Hello humans. Here is a New York Times article with a gruesome story about overtraining. The story has a real Dateline exposé feeling to it (“Can you DIE of EXERCISE? Find out NEXT here on NBC AFTER THE BREAK”), but it raises a good question: When do you stop?
The answer according to the article is that like most things that are worth giving a damn about, no one knows. Personally, I keep a little notebook in which I jot down my workout specs and how the workout felt. One such entry is about last Sunday, when I went on my weekly long run. I’m now on week 7 of the marathon training guide I found on the internet, so last Sunday’s run was 7 miles. I had some kind of virus and scratchy throat and felt my ass dragging like a sack of lead shot. I got passed, a lot.
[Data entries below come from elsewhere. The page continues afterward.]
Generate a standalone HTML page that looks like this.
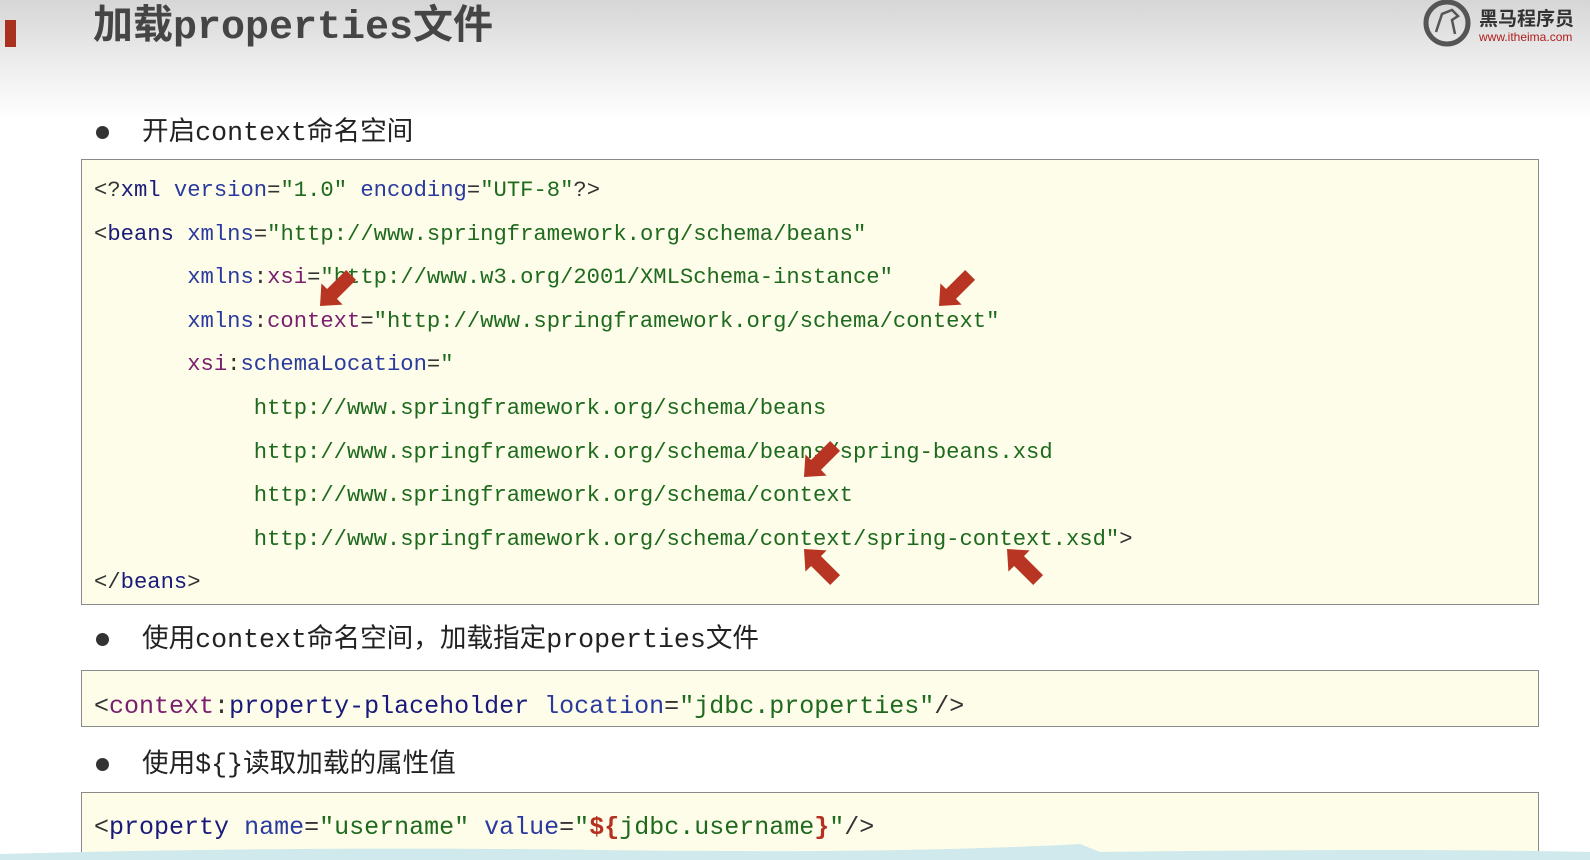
<!DOCTYPE html>
<html><head><meta charset="utf-8"><style>
*{margin:0;padding:0;box-sizing:border-box}
body{width:1590px;height:860px;overflow:hidden;position:relative;background:#fff;font-family:"Liberation Sans","Noto Sans CJK SC",sans-serif}
.hdr{position:absolute;left:0;top:0;width:1590px;height:120px;background:linear-gradient(#d6d6d6,#ececec 50%,#fff)}
.bar{position:absolute;left:5px;top:20px;width:11px;height:27px;background:#a8321f}
.title{position:absolute;left:93px;top:4px;font-size:40px;font-weight:bold;color:#454545;line-height:50px;font-family:"Liberation Mono","Noto Sans CJK SC",monospace}
.bul{position:absolute;left:142px;font-size:26.6px;color:#222;line-height:34px;font-family:"Liberation Mono","Noto Sans CJK SC",monospace}
.dot{position:absolute;left:96px;width:13px;height:13px;border-radius:50%;background:#333}
.box{position:absolute;left:81px;width:1458px;background:#fdfde9;border:1px solid #8a8a8a}
.code{position:absolute;font-family:"Liberation Mono",monospace;font-size:22.2px;line-height:43.6px;white-space:pre;color:#333}
.t{color:#1a1a7a}.a{color:#2a3a9e}.p{color:#7a1f6e}.v{color:#1e6a1e}.r{color:#b5301f;font-weight:bold}
</style></head><body>
<div class="hdr"></div>
<div class="bar"></div>
<div class="title">加载properties文件</div>
<svg style="position:absolute;left:1422px;top:0" width="168" height="52">
<circle cx="25" cy="23" r="21" fill="none" stroke="#555" stroke-width="5"/>
<path d="M14 32 L20 14 L30 10 L36 16 L30 20 L33 34" fill="none" stroke="#555" stroke-width="2.5"/>
<text x="57" y="25" font-size="19" font-weight="bold" fill="#333" font-family="Noto Sans CJK SC,sans-serif">黑马程序员</text>
<text x="57" y="41" font-size="12" fill="#b01c1c" font-family="Liberation Sans,sans-serif">www.itheima.com</text>
</svg>
<div class="dot" style="top:126px"></div>
<div class="bul" style="top:116px">开启context命名空间</div>
<div class="box" style="top:159px;height:446px"></div>
<div class="code" style="left:94px;top:169px"><span>&lt;?</span><span class="t">xml</span> <span class="a">version</span>=<span class="v">"1.0"</span> <span class="a">encoding</span>=<span class="v">"UTF-8"</span>?&gt;
&lt;<span class="t">beans</span> <span class="a">xmlns</span>=<span class="v">"http://www.springframework.org/schema/beans"</span>
       <span class="a">xmlns</span>:<span class="p">xsi</span>=<span class="v">"http://www.w3.org/2001/XMLSchema-instance"</span>
       <span class="a">xmlns</span>:<span class="p">context</span>=<span class="v">"http://www.springframework.org/schema/context"</span>
       <span class="p">xsi</span>:<span class="a">schemaLocation</span>=<span class="v">"</span>
            <span class="v">http://www.springframework.org/schema/beans</span>
            <span class="v">http://www.springframework.org/schema/beans/spring-beans.xsd</span>
            <span class="v">http://www.springframework.org/schema/context</span>
            <span class="v">http://www.springframework.org/schema/context/spring-context.xsd"</span>&gt;
&lt;/<span class="t">beans</span>&gt;</div>
<svg style="position:absolute;left:0;top:0" width="1590" height="860">
<defs><polygon id="ar" fill="#b83524" points="0,0 17,-15 17,-7 44,-7 44,7 17,7 17,15"/></defs>
<use href="#ar" transform="translate(320,306) rotate(-45)"/>
<use href="#ar" transform="translate(939,306) rotate(-45)"/>
<use href="#ar" transform="translate(804,477) rotate(-45)"/>
<use href="#ar" transform="translate(804,549) rotate(45)"/>
<use href="#ar" transform="translate(1007,549) rotate(45)"/>
</svg>
<div class="dot" style="top:633px"></div>
<div class="bul" style="top:623px">使用context命名空间，加载指定properties文件</div>
<div class="box" style="top:670px;height:57px"></div>
<div class="code" style="left:94px;top:685px;font-size:25px">&lt;<span class="p">context</span>:<span class="t">property-placeholder</span> <span class="a">location</span>=<span class="v">"jdbc.properties"</span>/&gt;</div>
<div class="dot" style="top:758px"></div>
<div class="bul" style="top:748px">使用${}读取加载的属性值</div>
<div class="box" style="top:792px;height:63px"></div>
<div class="code" style="left:94px;top:806px;font-size:25px">&lt;<span class="t">property</span> <span class="a">name</span>=<span class="v">"username"</span> <span class="a">value</span>=<span class="v">"</span><span class="r">${</span><span class="v">jdbc.username</span><span class="r">}</span><span class="v">"</span>/&gt;</div>
<svg style="position:absolute;left:0;top:840px" width="1590" height="20"><path d="M0 14 Q300 6 600 10 T1080 4 L1100 12 Q1400 8 1590 12 L1590 20 L0 20Z" fill="#cfe9ec"/></svg>
</body></html>
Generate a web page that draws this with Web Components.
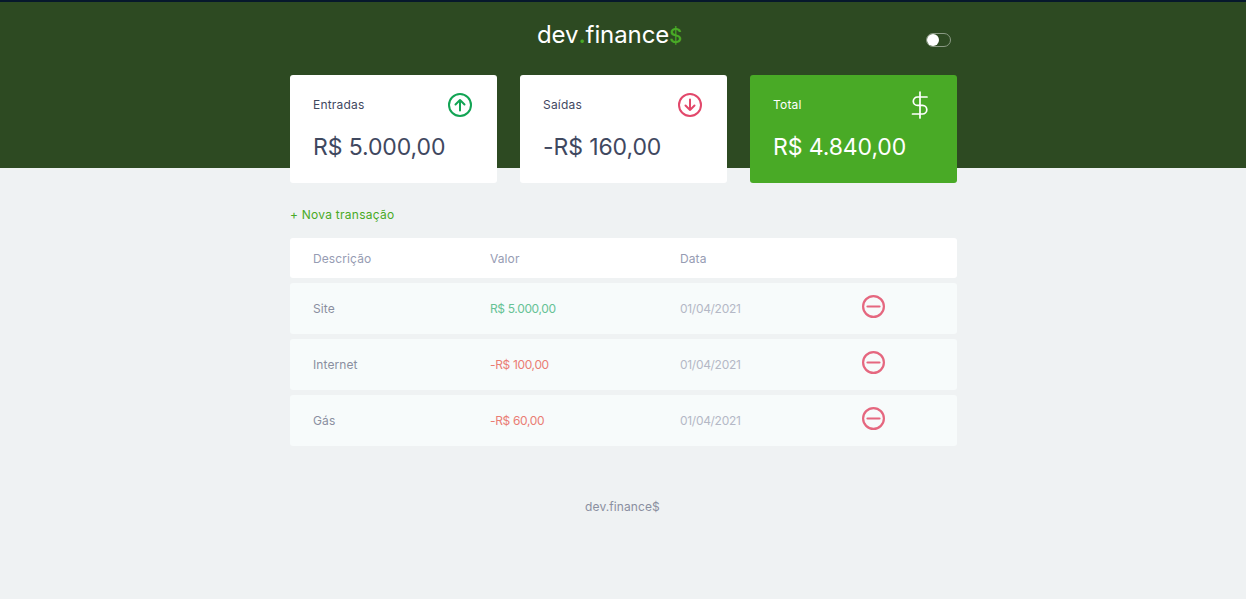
<!DOCTYPE html>
<html lang="pt-BR">
<head>
<meta charset="utf-8">
<title>dev.finance$</title>
<style>
  html, body { margin: 0; height: 100%; }
  body {
    background: #eff2f3;
    font-family: Inter, "Liberation Sans", sans-serif;
    color: #363f5f;
    overflow: hidden;
  }
  main { display: block; width: 667px; margin: -93px 0 0 290px; }
</style>
</head>
<body>
<app-header></app-header>
<main>
  <summary-cards>
    <summary-card label="Entradas" icon="in">R$ 5.000,00</summary-card>
    <summary-card label="Saídas" icon="out">-R$ 160,00</summary-card>
    <summary-card label="Total" icon="total" total>R$ 4.840,00</summary-card>
  </summary-cards>
  <new-link>+ Nova transação</new-link>
  <transaction-table>
    <transaction-row description="Site" amount="R$ 5.000,00" date="01/04/2021" kind="income"></transaction-row>
    <transaction-row description="Internet" amount="-R$ 100,00" date="01/04/2021" kind="expense"></transaction-row>
    <transaction-row description="Gás" amount="-R$ 60,00" date="01/04/2021" kind="expense"></transaction-row>
  </transaction-table>
</main>
<app-footer>dev.finance$</app-footer>

<script>
/** Green top band with the logo and the theme toggle */
class AppHeader extends HTMLElement {
  constructor() {
    super();
    this.attachShadow({ mode: 'open' });
    this.shadowRoot.innerHTML = `
      <style>
        :host {
          display: block;
          height: 166px;
          border-top: 2px solid #06182c;
          background: #2d4a22;
        }
        .bar {
          display: flex;
          align-items: flex-start;
          padding-left: 537px;
        }
        .logo {
          width: 389px;
          margin-top: 16px;
          font-size: 24px;
          line-height: 34px;
          font-weight: 400;
          letter-spacing: -0.1px;
          color: #fff;
        }
        .logo span { color: #49aa26; font-weight: 500; }
        .logo .cash { font-size: 20px; }
        .toggle {
          position: relative;
          box-sizing: border-box;
          width: 25px;
          height: 14px;
          margin-top: 31px;
          border: 1px solid #8a9a84;
          border-radius: 7px;
        }
        .toggle::before {
          content: '';
          position: absolute;
          left: 0;
          top: 0;
          width: 12px;
          height: 12px;
          border-radius: 50%;
          background: #fff;
        }
      </style>
      <div class="bar">
        <div class="logo">dev<span>.</span>finance<span class="cash">$</span></div>
        <div class="toggle"></div>
      </div>
    `;
  }
}

/** Row of the three balance cards */
class SummaryCards extends HTMLElement {
  constructor() {
    super();
    this.attachShadow({ mode: 'open' });
    this.shadowRoot.innerHTML = `
      <style>
        :host {
          display: grid;
          grid-template-columns: repeat(3, 207px);
          column-gap: 23px;
        }
      </style>
      <slot></slot>
    `;
  }
}

const CARD_ICONS = {
  in: `<svg width="24" height="24" viewBox="0 0 24 24" fill="none" stroke="#12a454" stroke-width="2" stroke-linecap="round" stroke-linejoin="round"><circle cx="12" cy="12" r="11"/><path d="M12 17.5V7M7.5 11.5 12 7l4.500 4.500"/></svg>`,
  out: `<svg width="24" height="24" viewBox="0 0 24 24" fill="none" stroke="#e2486b" stroke-width="2" stroke-linecap="round" stroke-linejoin="round"><circle cx="12" cy="12" r="11"/><path d="M12 6.500V17M7.500 12.500 12 17l4.500-4.500"/></svg>`,
  total: `<svg class="dollar" width="18" height="28" viewBox="0 0 18 28" fill="none" stroke="#fff" stroke-width="1.700" stroke-linecap="round" stroke-linejoin="round"><path d="M9 1v26M16 6H6.500a4.200 4.200 0 0 0 0 8.400h5a4.300 4.300 0 0 1 0 8.600H1.500"/></svg>`
};

/** One balance card: label and icon on top, the amount in the slot */
class SummaryCard extends HTMLElement {
  constructor() {
    super();
    this.attachShadow({ mode: 'open' });
  }

  connectedCallback() {
    const icon = CARD_ICONS[this.getAttribute('icon')] || '';
    this.shadowRoot.innerHTML = `
      <style>
        :host {
          display: block;
          box-sizing: border-box;
          height: 108px;
          padding: 18px 25px 0 23px;
          background: #fff;
          border-radius: 3px;
          color: #3f485f;
        }
        :host([total]) { background: #49aa26; color: #fff; }
        .head {
          display: flex;
          align-items: center;
          justify-content: space-between;
          height: 24px;
          font-size: 12px;
          line-height: 22px;
          letter-spacing: 0.2px;
        }
        .head span { margin-bottom: 1px; }
        svg { display: block; }
        .dollar { margin-right: 3px; }
        .value {
          margin-top: 15px;
          font-size: 23px;
          line-height: 30px;
          letter-spacing: -0.1px;
        }
      </style>
      <div class="head"><span>${this.getAttribute('label')}</span>${icon}</div>
      <div class="value"><slot></slot></div>
    `;
  }
}

/** Green "new transaction" link */
class NewLink extends HTMLElement {
  constructor() {
    super();
    this.attachShadow({ mode: 'open' });
    this.shadowRoot.innerHTML = `
      <style>
        :host {
          display: block;
          margin-top: 23px;
          height: 32px;
          font-size: 12px;
          line-height: 18px;
          letter-spacing: 0.25px;
          color: #49aa26;
        }
      </style>
      <slot></slot>
    `;
  }
}

/** Header row and the slot for the transaction rows */
class TransactionTable extends HTMLElement {
  constructor() {
    super();
    this.attachShadow({ mode: 'open' });
    this.shadowRoot.innerHTML = `
      <style>
        :host {
          display: flex;
          flex-direction: column;
          gap: 5px;
        }
        .head {
          display: grid;
          grid-template-columns: 177px 190px 1fr;
          align-items: center;
          height: 40px;
          padding-left: 23px;
          background: #fff;
          border-radius: 3px;
          font-size: 12px;
          letter-spacing: 0.1px;
          color: #969cb3;
        }
      </style>
      <div class="head"><span>Descrição</span><span>Valor</span><span>Data</span></div>
      <slot></slot>
    `;
  }
}

/**
 * One transaction line
 * @element transaction-row
 */
class TransactionRow extends HTMLElement {
  constructor() {
    super();
    this.attachShadow({ mode: 'open' });
  }

  connectedCallback() {
    this.shadowRoot.innerHTML = `
      <style>
        :host {
          display: grid;
          grid-template-columns: 177px 190px 182px 1fr;
          align-items: center;
          height: 51px;
          padding-left: 23px;
          background: #f7fbfb;
          border-radius: 3px;
          font-size: 12px;
          letter-spacing: 0.1px;
          color: #8a8fa0;
        }
        .income { color: #66c295; letter-spacing: -0.35px; }
        .expense { color: #ea7d74; letter-spacing: -0.35px; }
        .date { color: #b4b8c6; letter-spacing: -0.3px; }
        svg { display: block; margin-bottom: 4px; }
      </style>
      <span>${this.getAttribute('description')}</span>
      <span class="${this.getAttribute('kind')}">${this.getAttribute('amount')}</span>
      <span class="date">${this.getAttribute('date')}</span>
      <svg width="23" height="23" viewBox="0 0 23 23" fill="none" stroke="#e5677f" stroke-width="2.200" stroke-linecap="round"><circle cx="11.500" cy="11.500" r="10.400"/><path d="M5.500 11.500h12"/></svg>
    `;
  }
}

/** Muted footer line */
class AppFooter extends HTMLElement {
  constructor() {
    super();
    this.attachShadow({ mode: 'open' });
    this.shadowRoot.innerHTML = `
      <style>
        :host {
          display: block;
          width: 667px;
          margin: 52px 0 0 289px;
          text-align: center;
          font-size: 12px;
          line-height: 18px;
          letter-spacing: 0.1px;
          color: #8a8fa0;
        }
      </style>
      <slot></slot>
    `;
  }
}

customElements.define('app-header', AppHeader);
customElements.define('summary-cards', SummaryCards);
customElements.define('summary-card', SummaryCard);
customElements.define('new-link', NewLink);
customElements.define('transaction-table', TransactionTable);
customElements.define('transaction-row', TransactionRow);
customElements.define('app-footer', AppFooter);
</script>
</body>
</html>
It was also 11 am and the temperature was already in the upper 80s. These are all the stuff of quitting, but I slogged on. I don’t know if it was worth it. Probably, since I didn’t really have a specific running-related problem–I just felt like crap. I had to take a nap and felt terrible the rest of the day from dehydration. Most days I am fine, and I keep the notebook to make sure I notice if I feel bad more than a few days in a row.
I am generally getting better at managing the kind of exhaustion I mentioned above. I am tired from training, every day. When I first started out training, I needed at least a two-hour nap after every run. Now I don’t know if I’m less tired or if I’m just better at ignoring it. Coffee helps, as does generally not running at the crack of dawn. We’ll see what happens after I switch to running at 6 am again. Unemployment and many cool days have allowed me to roll out in the late morning, sometimes even the early evening, but that will have to change if/when I get a job.
I haven’t experienced anything worse than being tired so far, though, which makes me cautiously hopeful that an old mystery hip problem I used to have may be less of an issue these days. Often when I had been running for a couple of weeks, I would develop this irritated, grating popping sensation in my left hip, with an accompanying vicious stabbing pain. I started to favor my left leg, which led to my right knee getting thrown out of whack, a situation known as a compensation injury, or dumbass syndrome. According to Keith Hanson, some guy quoted in the NYT article, “If you are gimping — altering your gait— after 10 minutes of running, then it is an injury and not just an ache or pain”. That advice, plus my notebook, is so far working out well enough for me.